Publication year - 1992
Publication title -
radio science
Language(s) - English
Resource type - Journals
SCImago Journal Rank - 0.371
H-Index - 84
eISSN - 1944-799X
pISSN - 0048-6604
DOI - 10.1029/92rs00817
Subject(s) - attenuation , radiometer , remote sensing , satellite , calibration , beacon , electric beacon , environmental science , radio propagation , inversion (geology) , millimeter , computer science , optics , geology , physics , telecommunications , quantum mechanics , paleontology , astronomy , structural basin
The European program Olympus of slant millimeter waves propagation studies uses three beacons on board an experimental satellite, the frequency of which is 12.5, 20, and 30 GHz. The objectives of the program require an accuracy of attenuation measurement lower than 0.1 dB. It is difficult to determine the no‐attenuation level relative to which the atmospheric attenuation is measured because the transmitted signal shows daily variations caused by satellite movements and temperature changes.
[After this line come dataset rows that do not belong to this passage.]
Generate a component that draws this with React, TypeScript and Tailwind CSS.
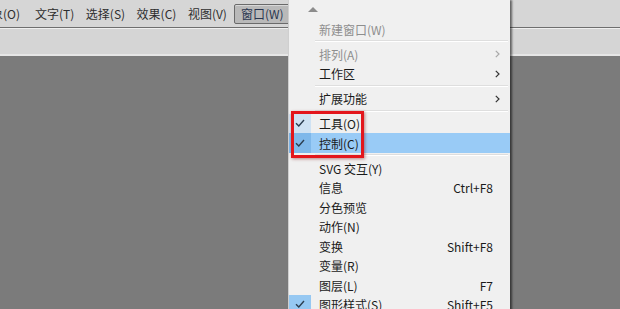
import React from 'react';

type Item =
  | { kind: 'sep' }
  | {
      kind: 'item';
      label: string;
      shortcut?: string;
      sub?: boolean;
      disabled?: boolean;
      check?: 'soft' | 'hot' | 'blue';
      active?: boolean;
    };

const items: Item[] = [
  { kind: 'item', label: '新建窗口(W)', disabled: true },
  { kind: 'sep' },
  { kind: 'item', label: '排列(A)', disabled: true, sub: true },
  { kind: 'item', label: '工作区', sub: true },
  { kind: 'sep' },
  { kind: 'item', label: '扩展功能', sub: true },
  { kind: 'sep' },
  { kind: 'item', label: '工具(O)', check: 'soft' },
  { kind: 'item', label: '控制(C)', check: 'hot', active: true },
  { kind: 'sep' },
  { kind: 'item', label: 'SVG 交互(Y)' },
  { kind: 'item', label: '信息', shortcut: 'Ctrl+F8' },
  { kind: 'item', label: '分色预览' },
  { kind: 'item', label: '动作(N)' },
  { kind: 'item', label: '变换', shortcut: 'Shift+F8' },
  { kind: 'item', label: '变量(R)' },
  { kind: 'item', label: '图层(L)', shortcut: 'F7' },
  { kind: 'item', label: '图形样式(S)', shortcut: 'Shift+F5', check: 'blue' },
];

const Check = () => (
  <svg width="10" height="8" viewBox="0 0 10 8" fill="none">
    <path d="M1 4.2 L3.8 7 L9 1" stroke="#2c3e50" strokeWidth="1.4" />
  </svg>
);

const Chevron = ({ dim }: { dim?: boolean }) => (
  <svg width="5" height="8" viewBox="0 0 5 8" fill="none">
    <path d="M0.8 0.8 L4 4 L0.8 7.2" stroke={dim ? '#a8a8a8' : '#333'} strokeWidth="1.2" />
  </svg>
);

const checkBg = {
  soft: 'bg-[#cfe2f3]',
  hot: 'bg-[#7fb8ea]',
  blue: 'bg-[#96c8f2]',
};

const menubar = ['文字(T)', '选择(S)', '效果(C)', '视图(V)'];

export default function App() {
  return (
    <div className="relative w-[620px] h-[309px] overflow-hidden bg-[#7b7b7b] font-['Noto_Sans_CJK_SC',sans-serif]">
      <div className="h-[28px] bg-[#d6d6d6] border-b border-[#6f6f6f] flex items-center text-[12px] text-[#2e2e2e]">
        <span className="ml-[-21px]">对象(O)</span>
        <div className="flex gap-[11.5px] ml-[15px]">
          {menubar.map((m) => (
            <span key={m}>{m}</span>
          ))}
        </div>
        <span className="ml-[7px] h-[20px] px-[6px] flex items-center bg-[#b9b9b9] border border-[#6a6a6a] rounded-[2px] shadow-[inset_0_1px_0_#d8d8d8] text-[#2a3650]">
          窗口(W)
        </span>
      </div>
      <div className="h-[28px] bg-[#d5d5d5] border-t border-[#efefef] border-b-2 border-b-[#e6e6e6]" />

      <div className="absolute left-[288px] top-0 w-[222px] h-[316px] bg-[#f0f0f0] border-l border-[#cfcfcf] shadow-[2px_0_2px_rgba(0,0,0,0.55)] text-[12px] text-[#1a1a1a]">
        <div className="h-[19px] flex items-center pl-[19px]">
          <svg width="10" height="5" viewBox="0 0 10 5">
            <path d="M0 5 L5 0 L10 5 Z" fill="#8c8c8c" />
          </svg>
        </div>
        {items.map((it, i) =>
          it.kind === 'sep' ? (
            <div key={i} className="h-[5.5px] flex items-center pl-[26px] pr-[2px]">
              <div className="h-[2px] w-full bg-[#dedede] border-b border-white" />
            </div>
          ) : (
            <div
              key={i}
              className={`h-[19.5px] flex items-center ${it.active ? 'bg-[#99cbf6]' : ''}`}
            >
              <div
                className={`w-[22px] h-full flex items-center justify-center ${it.check ? checkBg[it.check] : ''}`}
              >
                {it.check && <Check />}
              </div>
              <span className={`ml-[8px] pt-[2px] flex-1 ${it.disabled ? 'text-[#8e8e8e]' : ''}`}>{it.label}</span>
              {it.shortcut && <span className="mr-[17px] pt-[2px]">{it.shortcut}</span>}
              {it.sub && (
                <span className="mr-[10px] pt-[1px] flex items-center">
                  <Chevron dim={it.disabled} />
                </span>
              )}
            </div>
          )
        )}
      </div>

      <div className="absolute left-[291px] top-[111px] w-[73px] h-[47px] border-[3px] border-[#e3161c] shadow-[1px_1px_3px_rgba(120,0,0,0.45)]" />
    </div>
  );
}
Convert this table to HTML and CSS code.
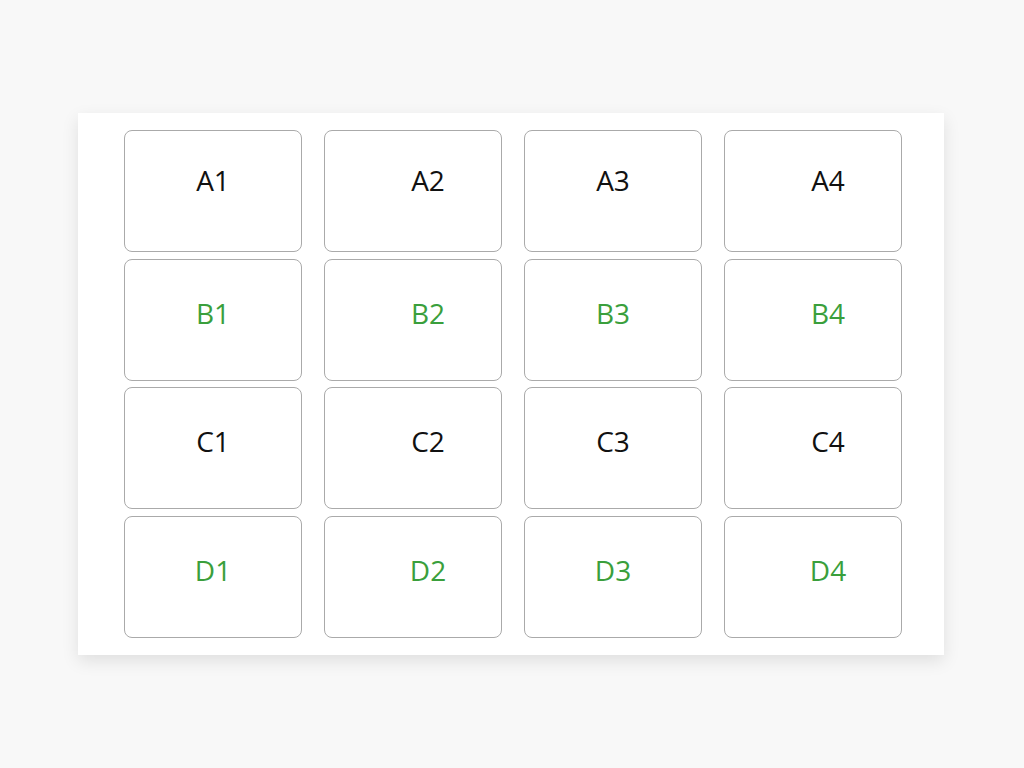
FILE: index.html
```html
<!DOCTYPE html>
<html lang="en">
<head>
  <meta charset="UTF-8" />
  <meta name="viewport" content="width=device-width, initial-scale=1.0"/>
  <title>Seat grid</title>
  <link rel="stylesheet" href="styles.css">
</head>
<body>
  <div class="board">
    <div class="grid">
      <div class="cell">A1</div>
      <div class="cell">A2</div>
      <div class="cell">A3</div>
      <div class="cell">A4</div>
      <div class="cell green">B1</div>
      <div class="cell green">B2</div>
      <div class="cell green">B3</div>
      <div class="cell green">B4</div>
      <div class="cell">C1</div>
      <div class="cell">C2</div>
      <div class="cell">C3</div>
      <div class="cell">C4</div>
      <div class="cell green">D1</div>
      <div class="cell green">D2</div>
      <div class="cell green">D3</div>
      <div class="cell green">D4</div>
    </div>
  </div>
</body>
</html>
```

FILE: styles.css
```css
body {
  font-family: "Open Sans", Arial, sans-serif;
  margin: 0;
  background: #f8f8f8;
  height: 768px;
}

.board {
  position: relative;
  top: 113px;
  margin-left: 78px;
  width: 866px;
  height: 542px;
  box-sizing: border-box;
  background: #fff;
  box-shadow: 0 6px 16px rgba(0,0,0,0.1);
  padding: 17px 42px 18px 46px;
}

.grid {
  display: grid;
  grid-template-columns: repeat(4, 178px);
  grid-template-rows: repeat(4, 122px);
  column-gap: 22px;
  row-gap: 6.6px;
}

.cell {
  border: 1px solid #aaa;
  border-radius: 8px;
  box-sizing: border-box;
  padding-top: 30px;
  text-align: center;
  font-size: 28px;
  line-height: 38px;
  color: #111;
}

.cell:nth-child(n+5) {
  padding-top: 34px;
}

.cell:nth-child(even) {
  padding-left: 30px;
}

.green {
  color: #3a9f3c;
}
```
The problem is thus to separate the diurnal pattern of the satellite signal from propagation effects. The purpose of this paper is to analyze the calibration method of using a multifrequency radiometer. One attempt was made to deduce the absorption on the satellite‐Earth line from the apparent sky temperature. We discuss some retrieval algorithms using radiometer measurements, keeping the Olympus experiment objectives in mind, and show a new inversion method. Retrieval algorithm and calibration method performances lead to a final accuracy of the method lower than 0.1 dB.